That's great stuff, thanks. Why don't you use swivels? Sorry to follow up your elaborate answer with another question! I will be checking your availability when my buddies are ready to pony up for a deep sea trip this summer!


----------



## sniperpeeps (Mar 5, 2011)

SushiKing said:


> That's great stuff, thanks. Why don't you use swivels? Sorry to follow up your elaborate answer with another question! I will be checking your availability when my buddies are ready to pony up for a deep sea trip this summer!

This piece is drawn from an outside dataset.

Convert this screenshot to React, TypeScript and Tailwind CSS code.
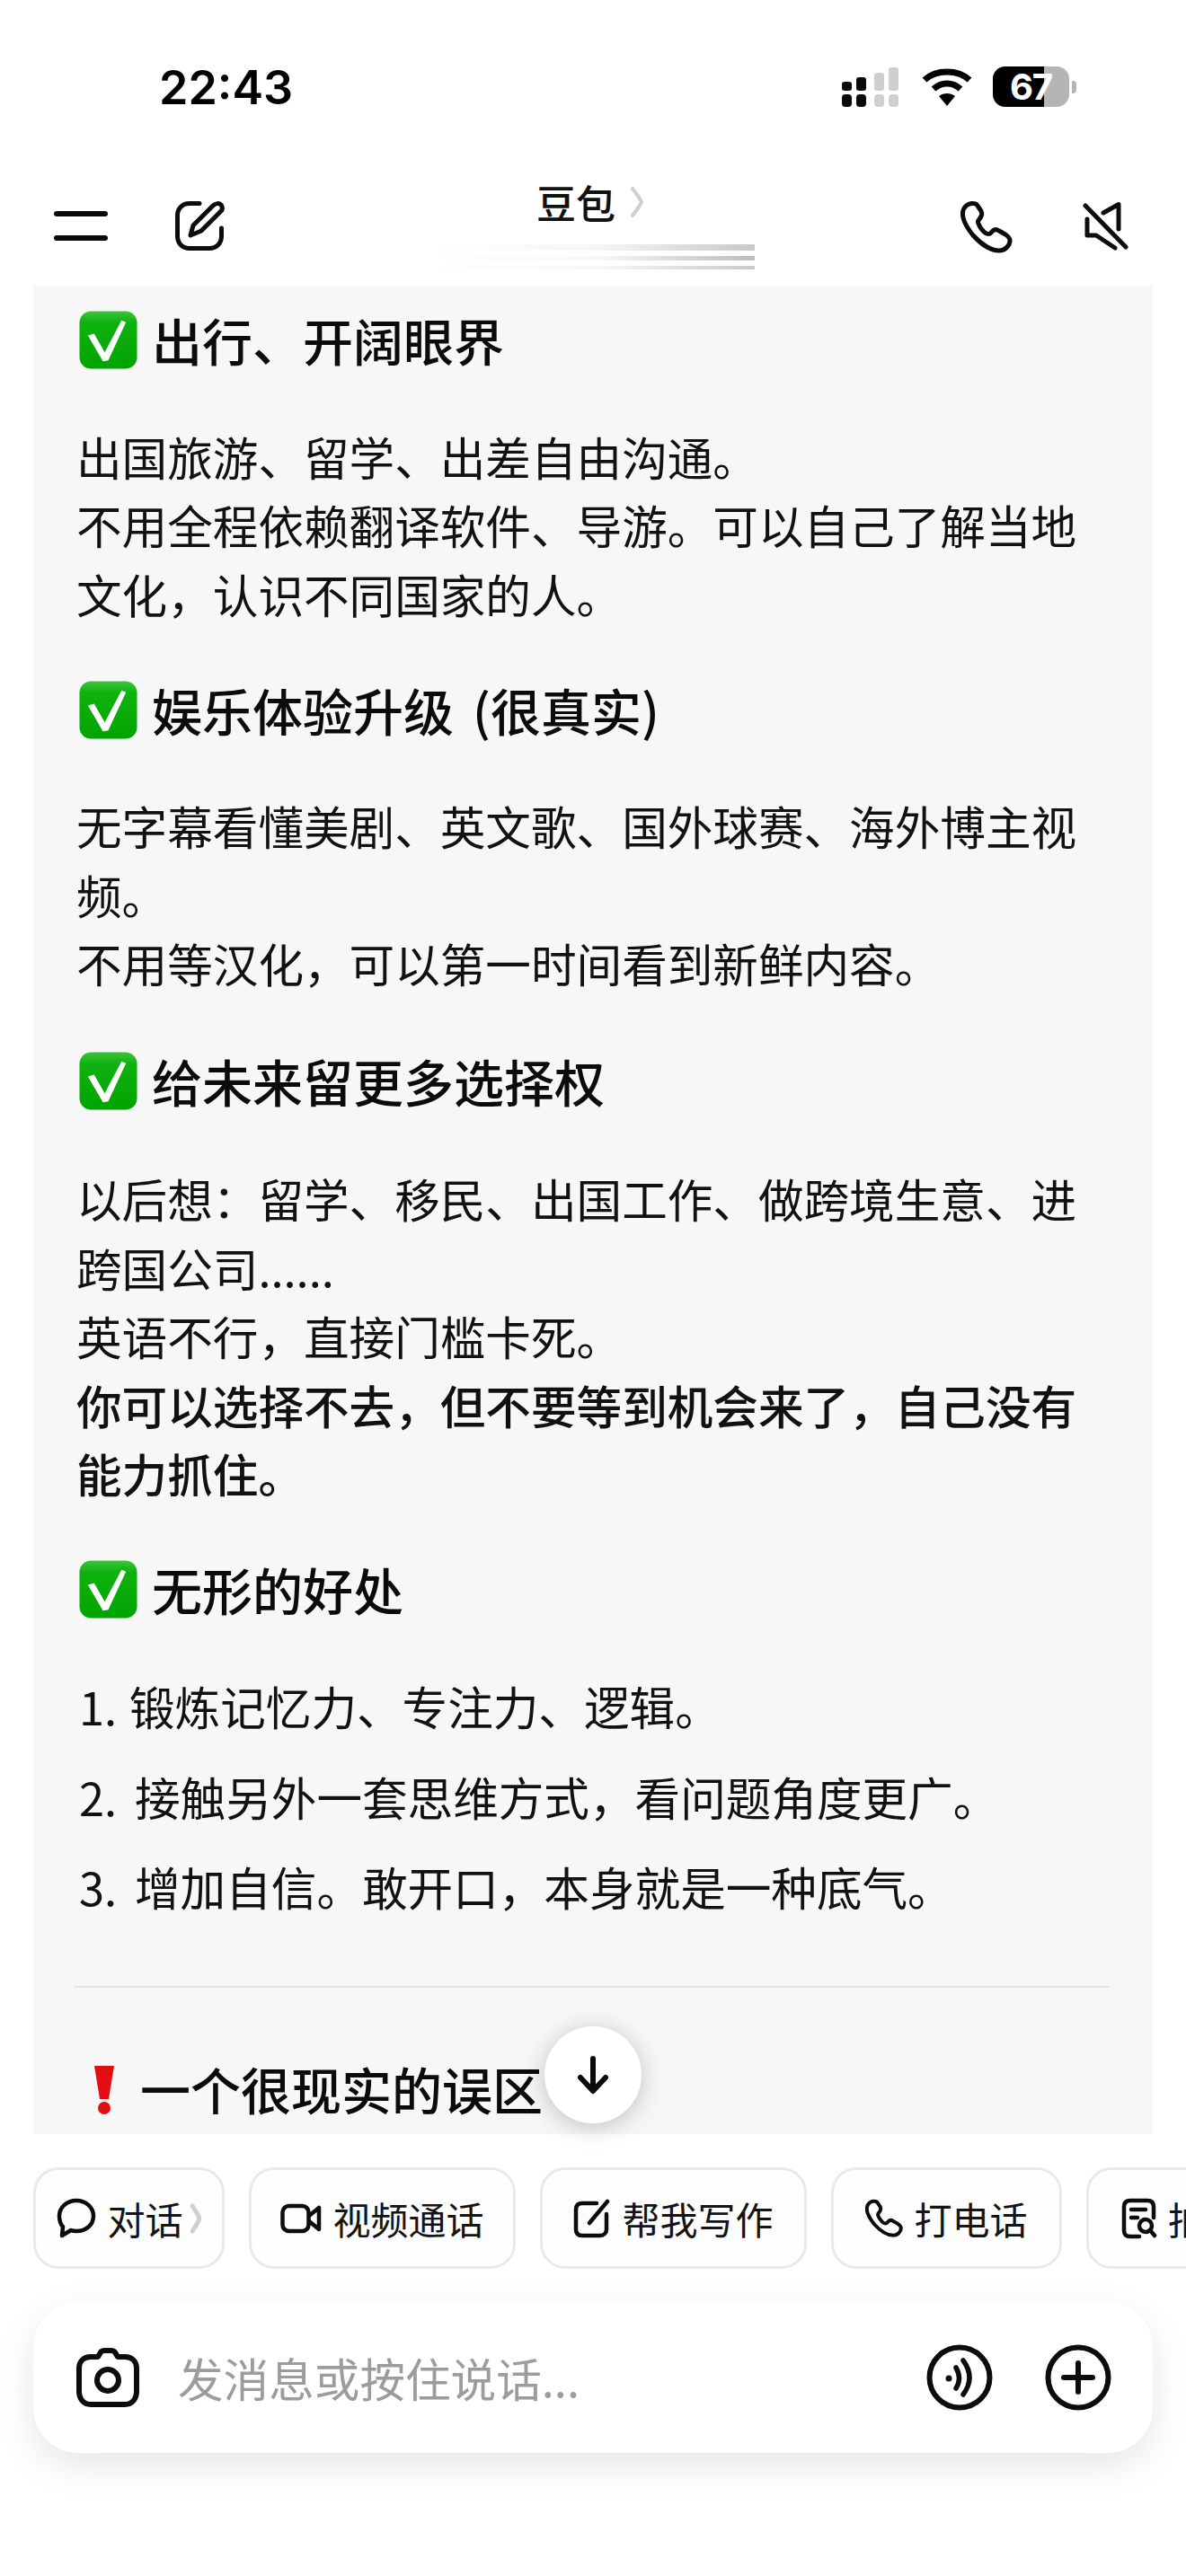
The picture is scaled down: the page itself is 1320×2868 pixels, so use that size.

I don't use swivels just out of preference and ease of tying the rig. I rig 90% of my king rigs on the boat so the easiest thing for me to do is just tie the wire leader straight into my flouro leader and get it in the water.


----------



## Chapman5011 (Mar 7, 2013)

I like the pink dusters with a frozen cigar daisy chained to it.
I also like the green.
But I use and possess all the colors. I use typically what I pull out of my fishing bag. 
They are great baits. 
When I drift over wrecks and reefs, I ALWAYS have a duster rigged behind the boat as we drift. It typically always catches the big fish of the day. I put the rod on the top of the ttop and drift, when we drive to get back on the reef, it trolls. Great all around Versatel bait. Everything from snapper to amberjack on a drift, to mahi while I'm trolling for kings. Get a few different colors, but if I had to choose, it would be the irridesent pink duster. 
Good luck.........you will catch fish with a duster. no doubt


----------



## Chapman5011 (Mar 7, 2013)

The duster is nothing more than an eye catcher . They bite the cig that's on the hook


----------



## Smitty81 (Sep 19, 2012)

Troll some Rapala magnums in yellow or dolphin color. We catch a lot of kings and these work when baits don't. They work for big and small kings. I got a 35 lb king last year on one of these.


----------